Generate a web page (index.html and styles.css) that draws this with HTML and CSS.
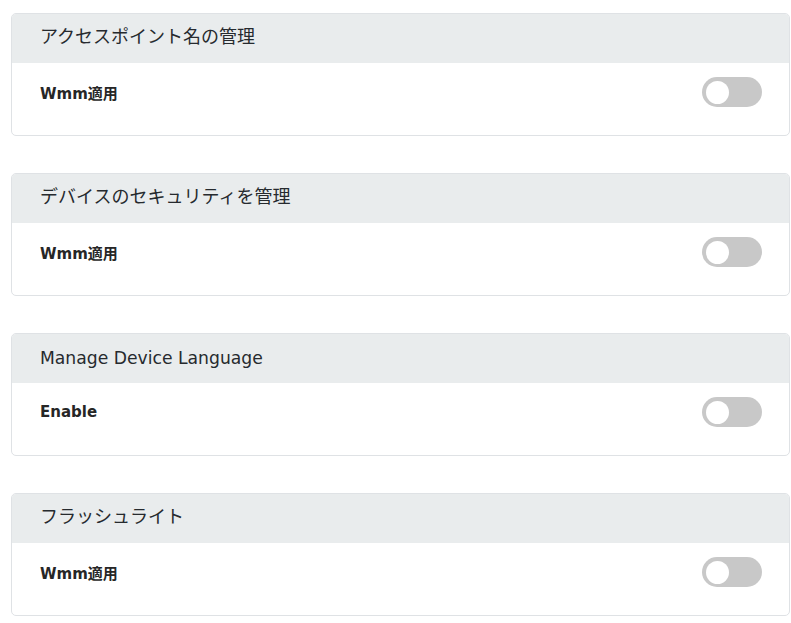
FILE: index.html
```html
<!DOCTYPE html>
<html lang="ja">
<head>
<meta charset="utf-8">
<title>Settings</title>
<link rel="stylesheet" href="styles.css">
</head>
<body>
<main class="list">
  <section class="card">
    <div class="card-header">アクセスポイント名の管理</div>
    <div class="card-body">
      <span class="label">Wmm適用</span>
      <span class="toggle"><span class="knob"></span></span>
    </div>
  </section>
  <section class="card">
    <div class="card-header">デバイスのセキュリティを管理</div>
    <div class="card-body">
      <span class="label">Wmm適用</span>
      <span class="toggle"><span class="knob"></span></span>
    </div>
  </section>
  <section class="card">
    <div class="card-header card-header-latin">Manage Device Language</div>
    <div class="card-body">
      <span class="label">Enable</span>
      <span class="toggle"><span class="knob"></span></span>
    </div>
  </section>
  <section class="card">
    <div class="card-header">フラッシュライト</div>
    <div class="card-body">
      <span class="label">Wmm適用</span>
      <span class="toggle"><span class="knob"></span></span>
    </div>
  </section>
</main>
</body>
</html>
```
FILE: styles.css
```css
html, body {
  margin: 0;
  background: #ffffff;
}
body {
  font-family: "DejaVu Sans", "Noto Sans CJK JP", sans-serif;
  color: #212529;
}
.list {
  display: flex;
  flex-direction: column;
  gap: 37px;
  padding: 13px 1px 0 11px;
}
.card {
  border: 1px solid #dfe2e5;
  border-radius: 5px;
  overflow: hidden;
  background: #ffffff;
}
.card-header {
  height: 49px;
  box-sizing: border-box;
  display: flex;
  align-items: center;
  padding: 0 28px 3px;
  background: #e9eced;
  font-size: 18px;
  line-height: 1.2;
  font-weight: 400;
  color: #262a2e;
}
.card-header-latin {
  font-size: 17.2px;
  padding-bottom: 1px;
}
.card-body {
  display: flex;
  align-items: center;
  justify-content: space-between;
  padding: 14px 27px 28px 28px;
}
.label {
  font-size: 15px;
  font-weight: 700;
  color: #262626;
}
.toggle {
  width: 60px;
  height: 30px;
  border-radius: 15px;
  background: #c8c8c8;
  display: flex;
  align-items: center;
  padding: 0 4px;
  box-sizing: border-box;
}
.knob {
  width: 23px;
  height: 23px;
  border-radius: 50%;
  background: #ffffff;
}
```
+ + + + + + +
## WHAT IS NEEDED
Repeat the material above in full and exactly, omitting the pictures.

## EXERCISE OUTPUT
Generate a web page (index.html and styles.css) that draws this with HTML and CSS.
FILE: index.html
```html
<!DOCTYPE html>
<html lang="ja">
<head>
<meta charset="utf-8">
<title>Settings</title>
<link rel="stylesheet" href="styles.css">
</head>
<body>
<main class="list">
  <section class="card">
    <div class="card-header">アクセスポイント名の管理</div>
    <div class="card-body">
      <span class="label">Wmm適用</span>
      <span class="toggle"><span class="knob"></span></span>
    </div>
  </section>
  <section class="card">
    <div class="card-header">デバイスのセキュリティを管理</div>
    <div class="card-body">
      <span class="label">Wmm適用</span>
      <span class="toggle"><span class="knob"></span></span>
    </div>
  </section>
  <section class="card">
    <div class="card-header card-header-latin">Manage Device Language</div>
    <div class="card-body">
      <span class="label">Enable</span>
      <span class="toggle"><span class="knob"></span></span>
    </div>
  </section>
  <section class="card">
    <div class="card-header">フラッシュライト</div>
    <div class="card-body">
      <span class="label">Wmm適用</span>
      <span class="toggle"><span class="knob"></span></span>
    </div>
  </section>
</main>
</body>
</html>
```
FILE: styles.css
```css
html, body {
  margin: 0;
  background: #ffffff;
}
body {
  font-family: "DejaVu Sans", "Noto Sans CJK JP", sans-serif;
  color: #212529;
}
.list {
  display: flex;
  flex-direction: column;
  gap: 37px;
  padding: 13px 1px 0 11px;
}
.card {
  border: 1px solid #dfe2e5;
  border-radius: 5px;
  overflow: hidden;
  background: #ffffff;
}
.card-header {
  height: 49px;
  box-sizing: border-box;
  display: flex;
  align-items: center;
  padding: 0 28px 3px;
  background: #e9eced;
  font-size: 18px;
  line-height: 1.2;
  font-weight: 400;
  color: #262a2e;
}
.card-header-latin {
  font-size: 17.2px;
  padding-bottom: 1px;
}
.card-body {
  display: flex;
  align-items: center;
  justify-content: space-between;
  padding: 14px 27px 28px 28px;
}
.label {
  font-size: 15px;
  font-weight: 700;
  color: #262626;
}
.toggle {
  width: 60px;
  height: 30px;
  border-radius: 15px;
  background: #c8c8c8;
  display: flex;
  align-items: center;
  padding: 0 4px;
  box-sizing: border-box;
}
.knob {
  width: 23px;
  height: 23px;
  border-radius: 50%;
  background: #ffffff;
}
```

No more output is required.